Saad-Roy CM, Morris SE, Metcalf JE, et al. Epidemiological and evolutionary considerations of SARS-CoV-2 vaccine dosing regimes. Science 09 Mar 2021: eabg8663. https://science.sciencemag.org/content/early/2021/03/08/science.abg8663
Delaying the second dose? Maybe easier said than done. Chadi Saad-Roy and colleagues urge caution. According to their models, a vaccine strategy with a very long inter-dose period could lead to marginal short-term benefits at the cost of a higher infection burden in the long term and substantially more potential for viral evolution and the development of new variants. However, current uncertainties surrounding the strength and duration of adaptive immunity in response to natural infection or vaccination lead to very broad range of possible outcomes of various dosing regimens.
Capetti AF, Stangalini CA, Borgonovo F, et al. Impressive boosting of anti-S1/S2 IgG production in COVID-19-experienced patients after the first shot of the BNT162b2 mRNA COVID-19 Vaccine. Clinical Infectious Diseases 06 March 2021, ciab214, https://doi.org/10.1093/cid/ciab214
But is one shot enough after infection? The next study, comparing COVID-19 naïve people versus asymptomatic/pauci-symptomatic (A/P) people versus symptomatic/hospitalized (S/H) COVID-19 patients. Titers (logarithmic scale!) before and after the first dose of the BNT162b2 vaccine.
Baggen J, Persoons L, Vanstreels E, et al. Genome-wide CRISPR screening identifies TMEM106B as a proviral host factor for SARS-CoV-2. Nat Genet March 8, 2021. https://www.nature.com/articles/s41588-021-00805-2.pdf
Jim Baggen and colleagues from Belgium have identified two new host factors required for coronavirus infection.

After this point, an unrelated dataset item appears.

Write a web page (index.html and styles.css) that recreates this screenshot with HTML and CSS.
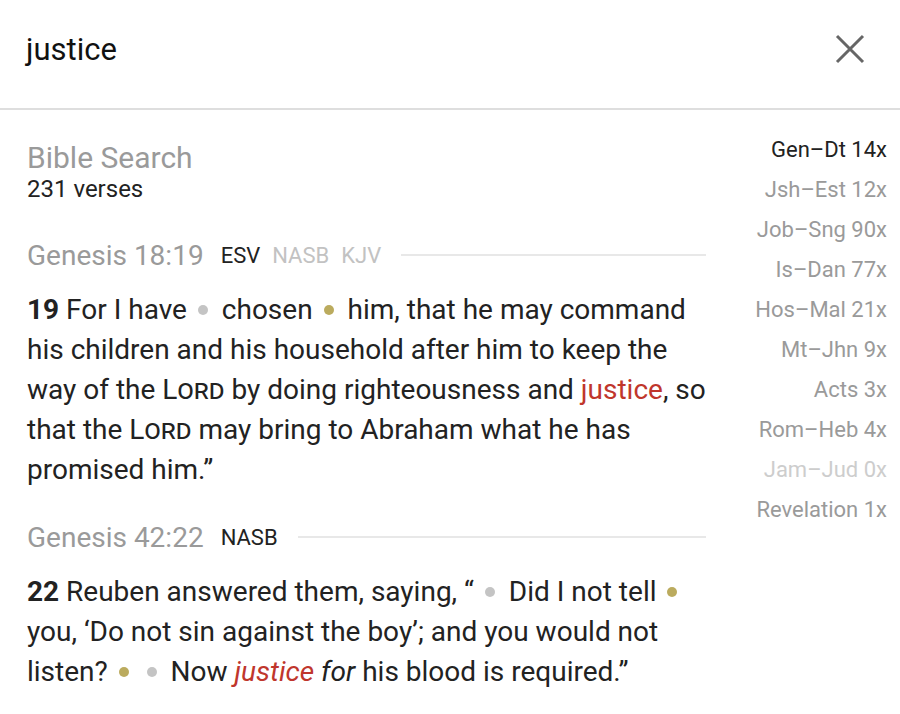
FILE: index.html
```html
<!DOCTYPE html>
<html>
<head>
<meta charset="utf-8">
<link rel="stylesheet" href="styles.css">
</head>
<body>
<header class="search-bar">
  <div class="query">justice</div>
  <svg class="close" width="30" height="30" viewBox="0 0 30 30"><path d="M2 2 L28 28 M28 2 L2 28" stroke="#666" stroke-width="3" fill="none"/></svg>
</header>
<main class="layout">
  <section class="results">
    <div class="title">Bible Search</div>
    <div class="count">231 verses</div>

    <div class="ref-row first">
      <span class="ref">Genesis 18:19</span>
      <span class="ver active">ESV</span>
      <span class="ver">NASB</span>
      <span class="ver">KJV</span>
      <span class="rule"></span>
    </div>
    <p class="verse"><b>19</b> For I have <span class="dot grey"></span> chosen <span class="dot gold"></span> him, that he may command his children and his household after him to keep the way of the <span class="sc">Lord</span> by doing righteousness and <span class="hit">justice</span>, so that the <span class="sc">Lord</span> may bring to Abraham what he has promised him.”</p>

    <div class="ref-row">
      <span class="ref">Genesis 42:22</span>
      <span class="ver active">NASB</span>
      <span class="rule"></span>
    </div>
    <p class="verse"><b>22</b> Reuben answered them, saying, “ <span class="dot grey"></span> Did I not tell <span class="dot gold"></span> you, ‘Do not sin against the boy’; and you would not listen? <span class="dot gold"></span> <span class="dot grey"></span> Now <i class="hit">justice</i> <i>for</i> his blood is required.”</p>
  </section>
  <nav class="ranges">
    <div class="range current">Gen–Dt 14x</div>
    <div class="range">Jsh–Est 12x</div>
    <div class="range">Job–Sng 90x</div>
    <div class="range">Is–Dan 77x</div>
    <div class="range">Hos–Mal 21x</div>
    <div class="range">Mt–Jhn 9x</div>
    <div class="range">Acts 3x</div>
    <div class="range">Rom–Heb 4x</div>
    <div class="range empty">Jam–Jud 0x</div>
    <div class="range">Revelation 1x</div>
  </nav>
</main>
</body>
</html>
```
FILE: styles.css
```css
html, body {
  margin: 0;
  padding: 0;
  background: #fff;
  font-family: Roboto, "Liberation Sans", sans-serif;
  color: #222;
}
.search-bar {
  border-bottom: 2px solid #dedede;
  display: flex;
  align-items: center;
  justify-content: space-between;
  padding: 0 35px 0 26px;
  box-sizing: border-box;
  height: 110px;
}
.query {
  font-size: 31px;
  color: #111;
  margin-top: -10px;
}
.close {
  margin-top: -10px;
}
.layout {
  display: flex;
  justify-content: space-between;
  align-items: flex-start;
}
.results {
  width: 679px;
  padding: 31px 0 0 27px;
}
.title {
  font-size: 30px;
  line-height: 34px;
  color: #9a9a9a;
}
.count {
  font-size: 24px;
  line-height: 28px;
  color: #222;
}
.ref-row {
  display: flex;
  align-items: center;
  margin-top: 27px;
  height: 40px;
}
.ref-row.first { margin-top: 32px; }
.ref {
  font-size: 28px;
  color: #9a9a9a;
  margin-right: 17px;
}
.ver {
  font-size: 22px;
  color: #c2c2c2;
  margin-right: 12px;
}
.ver.active { color: #222; }
.rule {
  flex: 1;
  height: 2px;
  background: #e8e8e8;
  margin-left: 8px;
}
.verse {
  font-size: 28px;
  line-height: 40px;
  margin: 15px 0 0;
  color: #222;
}
.verse b { font-weight: 700; }
.sc { font-variant: small-caps; }
.hit { color: #c0362c; }
.dot {
  display: inline-block;
  width: 10px;
  height: 10px;
  border-radius: 50%;
  vertical-align: 4px;
  margin: 0 7px 0 4px;
}
.dot.grey { background: #c4c4c4; }
.dot.gold { background: #bbab5e; }
.ranges {
  padding: 20px 13px 0 0;
  display: flex;
  flex-direction: column;
  align-items: flex-end;
}
.range {
  font-size: 22px;
  line-height: 40px;
  color: #9a9a9a;
}
.range.current { color: #222; }
.range.empty { color: #cdcdcd; }
```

The lysosomal protein TMEM106B serves as an essential specific host factor for SARS-CoV-2 infection in multiple human cell lines. The phosphoinositide 3-kinase (PI3K) type 3 appears to be a common host factor for SARS-CoV-2 that could be targeted by small molecules.
Shrotri M, Harris RJ, Rodger A, Planche T, Sanderson F, Mahungu T, et al. Persistence of SARS-CoV-2 N-antibody response in healthcare workers, London, UK. Emerg Infect Dis. 2021 Apr [date cited]. https://wwwnc.cdc.gov/eid/article/27/4/20-4554_article
Nucleocapsid (N) antibodies appear more stable than Spike (S) antibodies in the short term. N antibody titers were stable and sustained for < 12 weeks in 312 seropositive participants. This was consistent across demographic and clinical variables and contrasts with reports of short-term antibody waning.
Van Elslande J, Gruwier L, Godderis P. Estimated half-life of SARS-CoV-2 anti-spike antibodies more than double the half-life of anti-nucleocapsid antibodies in healthcare workers. Clinical Infectious Diseases 08 March 2021, ciab219, https://academic.oup.com/cid/advance-article/doi/10.1093/cid/ciab219/6162856?searchresult=1
Oops, the opposite? See title. We would like to attend a Zoom meeting between Madhumita Shrotri and Jan Van Elslande. Different time periods, methods, participants? The debate goes on.
Noh JY, Kwak JE, Yang JS, et al. Longitudinal assessment of anti-SARS-CoV-2 immune responses for six months based on the clinical severity of COVID-19. Journal of Infectious Diseases 04 March 2021, jiab124, https://academic.oup.com/jid/advance-article/doi/10.1093/infdis/jiab124/6158870?searchresult=1
Ji Yun Noh and colleagues from Seoul have investigated the longitudinal profile of anti-SARS-CoV-2 antibodies in patients who recovered from COVID-19. Neutralizing antibodies were detected in 86.9% until six months after diagnosis of SARS-CoV-2 infection. Patients with pneumonia had significantly higher titers (and stronger T cell immunity) than patients without.